Sunday, 29 May 2011

Wandering Planets Without a Sun?

An artist’s impression of a wandering giant planet. Image courtesy of NASA/JPL-Caltech/R. Hurt.

Joel Kontinen

Astronomers think that they have found ten giant planets that either orbit extremely far from their sun or do not orbit at all but instead roam freely in interstellar space.

Two research teams who used gravitational microlensing to find exoplanets recently reported on their discovery in the journal Nature.

According to Nature news, “Microlensing involves measuring changes in the brightness of distant, background stars as a passing planet's gravity bends and magnifies the starlight. As a result, the star brightens and fades in a pattern distinct from random twinkling, and the duration of brightening indicates the mass of the magnifying object.”

Takahiro Sumi, an astrophysicist at Osaka University, who was a co-author of the paper in Nature, says that while planet formation theories predicted the existence of free-roaming planets, their number is a surprise.
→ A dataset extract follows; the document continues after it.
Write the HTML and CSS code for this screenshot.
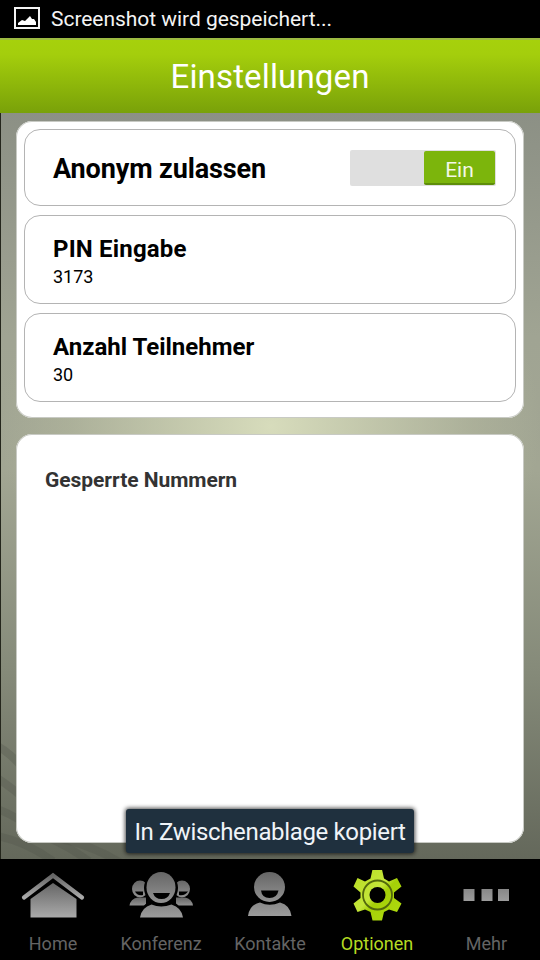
FILE: index.html
```html
<!DOCTYPE html>
<html lang="de">
<head>
    <meta charset="UTF-8">
    <title>Einstellungen</title>
    <meta name="viewport" content="width=device-width, initial-scale=1.0">
    <link rel="stylesheet" href="styles.css">
</head>
<body>

    <div class="status-bar">
        <svg class="status-icon" width="26" height="22" viewBox="0 0 26 22">
            <rect x="1" y="1" width="24" height="20" fill="none" stroke="#f4f4f4" stroke-width="2"/>
            <path d="M4 18v-2l4-3 3 1 5-5 2 3 2 0 2 3v3z" fill="#fff"/>
        </svg>
        <span class="status-text">Screenshot wird gespeichert...</span>
    </div>

    <header class="header">
        <h1>Einstellungen</h1>
    </header>

    <main class="content">
        <svg class="stripes" width="150" height="120" viewBox="0 0 150 120">
            <g fill="none" stroke="#4f5448" stroke-opacity="0.3" stroke-width="8">
                <path d="M-4 7Q10 14 26 34"/>
                <path d="M-4 39Q10 48 26 62"/>
                <path d="M-4 70Q14 76 34 92"/>
                <path d="M-4 97Q24 102 52 122"/>
                <path d="M30 92Q60 102 88 122"/>
                <path d="M60 100Q90 106 120 124"/>
            </g>
        </svg>

        <section class="card">
            <div class="row switch-row">
                <h2 class="row-title large">Anonym zulassen</h2>
                <div class="switch"><div class="switch-thumb">Ein</div></div>
            </div>
            <div class="row">
                <h2 class="row-title pin">PIN Eingabe</h2>
                <p class="row-value">3173</p>
            </div>
            <div class="row">
                <h2 class="row-title">Anzahl Teilnehmer</h2>
                <p class="row-value">30</p>
            </div>
        </section>

        <section class="card blocked">
            <h3>Gesperrte Nummern</h3>
        </section>

        <div class="toast">In Zwischenablage kopiert</div>
    </main>

    <nav class="tabs">
        <svg width="0" height="0" class="defs">
            <defs>
                <linearGradient id="grey" x1="0" y1="0" x2="0" y2="1">
                    <stop offset="0" stop-color="#666"/>
                    <stop offset="1" stop-color="#aaa"/>
                </linearGradient>
                <linearGradient id="head" x1="0" y1="0" x2="0" y2="1">
                    <stop offset="0" stop-color="#666"/>
                    <stop offset="1" stop-color="#929292"/>
                </linearGradient>
                <linearGradient id="body" x1="0" y1="0" x2="0" y2="1">
                    <stop offset="0" stop-color="#888"/>
                    <stop offset="1" stop-color="#9c9c9c"/>
                </linearGradient>
                <linearGradient id="green" x1="0" y1="0" x2="1" y2="1">
                    <stop offset="0" stop-color="#b8dc20"/>
                    <stop offset="0.45" stop-color="#c4e63a"/>
                    <stop offset="0.55" stop-color="#a5d008"/>
                    <stop offset="1" stop-color="#b0dc10"/>
                </linearGradient>
            </defs>
        </svg>
        <div class="tab">
            <svg width="66" height="56" viewBox="0 0 66 56">
                <path d="M4 27.500L33 5.500L62 27.500" fill="none" stroke="url(#grey)" stroke-width="4.200" stroke-linecap="round"/>
                <path d="M10.500 47.500V29L33 13L56.500 29V47.500z" fill="url(#grey)"/>
            </svg>
            <span>Home</span>
        </div>
        <div class="tab">
            <svg width="66" height="56" viewBox="0 0 66 56">
                <g fill="url(#head)">
                    <ellipse cx="12" cy="19" rx="8" ry="8.500"/>
                    <ellipse cx="54" cy="19" rx="8" ry="8.500"/>
                    <path d="M1.500 35.500Q2.500 29 9.500 27.500H18V35.500zM65 35.500Q64 29 57 27.500H48V35.500z"/>
                </g>
                <path d="M7 21.500H15V25Q9 26 7 21.500zM51 21.500H60Q57 26 51 25z" fill="#000"/>
                <circle cx="33" cy="18" r="17" fill="#000"/>
                <path d="M9.500 48Q12.500 35 23.500 31Q33 36 43 31Q54 35 57 48z" fill="#000"/>
                <ellipse cx="33" cy="17.500" rx="14.500" ry="15.500" fill="url(#head)"/>
                <path d="M25 23H42Q40 29 33.500 29T25 23z" fill="#000"/>
                <path d="M12 47.500Q13.500 37.500 23.500 34.500Q33 38.500 43.500 34.500Q53.500 37.500 55 47.500z" fill="url(#body)"/>
            </svg>
            <span>Konferenz</span>
        </div>
        <div class="tab shifted">
            <svg width="66" height="56" viewBox="0 0 66 56">
                <ellipse cx="32.500" cy="17" rx="15.500" ry="15" fill="url(#head)"/>
                <path d="M24 20.500H41.500Q40 28 32.500 28T24 20.500z" fill="#000"/>
                <path d="M11 46Q12.500 34.500 23 32.500Q32.500 37 43 32.500Q53 35 54.500 46z" fill="url(#body)"/>
            </svg>
            <span>Kontakte</span>
        </div>
        <div class="tab active">
            <svg width="66" height="56" viewBox="0 0 66 56">
                <path d="M28.500 -0.500H38L40 8.500L45 11.500L53 8L57.500 16.500L50 22.500V28L57.500 33.500L53 42L45 39.500L40 42L38 50.500H28.500L26.500 42L21 39.500L13.500 42L9.500 33.500L16.500 28V22.500L9.500 16.500L13.500 8L21 11.500L26.500 8.500z" fill="url(#green)"/>
                <circle cx="33.500" cy="25" r="14.500" fill="none" stroke="#52680c" stroke-width="1.800"/>
                <circle cx="33.500" cy="25" r="8" fill="#000"/>
            </svg>
            <span>Optionen</span>
        </div>
        <div class="tab shifted more">
            <svg width="66" height="56" viewBox="0 0 66 56">
                <path d="M9.500 19H20.500V31H9.500zM27.500 19H38.500V31H27.500zM44 19H55V31H44z" fill="url(#body)"/>
            </svg>
            <span>Mehr</span>
        </div>
    </nav>

</body>
</html>
```
FILE: styles.css
```css
* {
    box-sizing: border-box;
}

body {
    font-family: Roboto, sans-serif;
    width: 540px;
    height: 960px;
    margin: 0;
    background: #000;
    color: #000;
    display: flex;
    flex-direction: column;
    overflow: hidden;
}

h1, h2, h3, p {
    margin: 0;
}

.status-bar {
    height: 38px;
    padding-left: 14px;
    display: flex;
    align-items: center;
    gap: 11px;
    color: #f4f4f4;
    font-size: 21px;
    letter-spacing: -0.04px;
}

.status-icon {
    margin-top: -2px;
}

.header {
    height: 75px;
    background: linear-gradient(#a6d10c, #a4ce0c 20%, #79a109);
    border-top: 2px solid #9dbb42;
    text-align: center;
}

.header h1 {
    color: #fff;
    font-size: 33px;
    font-weight: 400;
    line-height: 73px;
    letter-spacing: 0.15px;
}

.content {
    position: relative;
    height: 746px;
    padding: 8px 16px 16px;
    border-left: 1px solid #24261c;
    padding-left: 15px;
    display: flex;
    flex-direction: column;
    gap: 16px;
    background:
        radial-gradient(ellipse 270px 230px at 50% 42%, rgba(218, 223, 190, 0.95), rgba(190, 195, 165, 0.35) 75%, rgba(170, 175, 150, 0)),
        linear-gradient(#8c9085, #a0a493 30%, #a2a693 48%, #858a79 75%, #64685b);
}

.stripes {
    position: absolute;
    left: 0;
    bottom: 0;
}

.card {
    position: relative;
    height: 297px;
    padding: 8px;
    background: #fff;
    border-radius: 16px;
    display: flex;
    flex-direction: column;
    gap: 9px;
    box-shadow: inset 0 0 0 1px #c8cac4;
}

.row {
    height: 89px;
    padding: 19px 20px 0 28px;
    border: 1px solid #b4b4b4;
    border-radius: 16px;
}

.switch-row {
    height: 77px;
    padding-top: 1px;
    padding-right: 19px;
    display: flex;
    align-items: center;
    justify-content: space-between;
}

.row-title {
    font-size: 24px;
    line-height: 28px;
}

.row-title.large {
    padding-top: 1px;
    font-size: 27px;
    letter-spacing: -0.12px;
}

.row-title.pin {
    letter-spacing: 0.18px;
}

.row-value {
    font-size: 18px;
    line-height: 28px;
}

.switch {
    width: 146px;
    height: 36px;
    padding: 1px 1px 1px 74px;
    background: #dfdfdf;
    border-radius: 2px;
}

.switch-thumb {
    height: 34px;
    background: #7cb50c;
    border-bottom: 2px solid #5e8d0a;
    border-radius: 2px;
    color: #f4f8e8;
    font-size: 21px;
    line-height: 38px;
    text-align: center;
}

.blocked {
    height: 409px;
    padding: 33px 29px;
}

.blocked h3 {
    color: #333;
    font-size: 21px;
    line-height: 26px;
    letter-spacing: -0.05px;
}

/* message shown over the lower card */
.toast {
    position: absolute;
    left: 125px;
    bottom: 6px;
    width: 288px;
    height: 44px;
    background: #1f303e;
    border-radius: 3px;
    box-shadow: 0 0 4px 1px rgba(0, 0, 0, 0.7);
    color: #f0f4f8;
    font-size: 24px;
    line-height: 46px;
    letter-spacing: -0.35px;
    text-align: center;
    white-space: nowrap;
}

.tabs {
    height: 101px;
    padding-top: 11px;
    display: grid;
    grid-template-columns: repeat(5, 108px);
}

.defs {
    position: absolute;
}

.tab {
    display: flex;
    flex-direction: column;
    align-items: center;
    color: #646464;
    font-size: 18px;
    line-height: 36px;
    padding-right: 2px;
}

.tab.shifted {
    padding-right: 0;
}

.tab.more {
    padding-left: 1px;
}

.tab.active {
    color: #b5dc22;
}
```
However, other astronomers would still need more data before they are willing to accept the claims of Sumi and colleagues. After all, the planets could actually be brown dwarf stars.

The discovery challenges naturalistic views of the origin of solar systems at least to some extent and emphasises the uniqueness of our solar system.


Drake, Nadia. 2011. So many lonely planets with no star to guide them. Nature News. (18 May).

Wambsganss, Joachim. 2011. Bound and unbound planets abound. Nature 473 (7347), 289-291.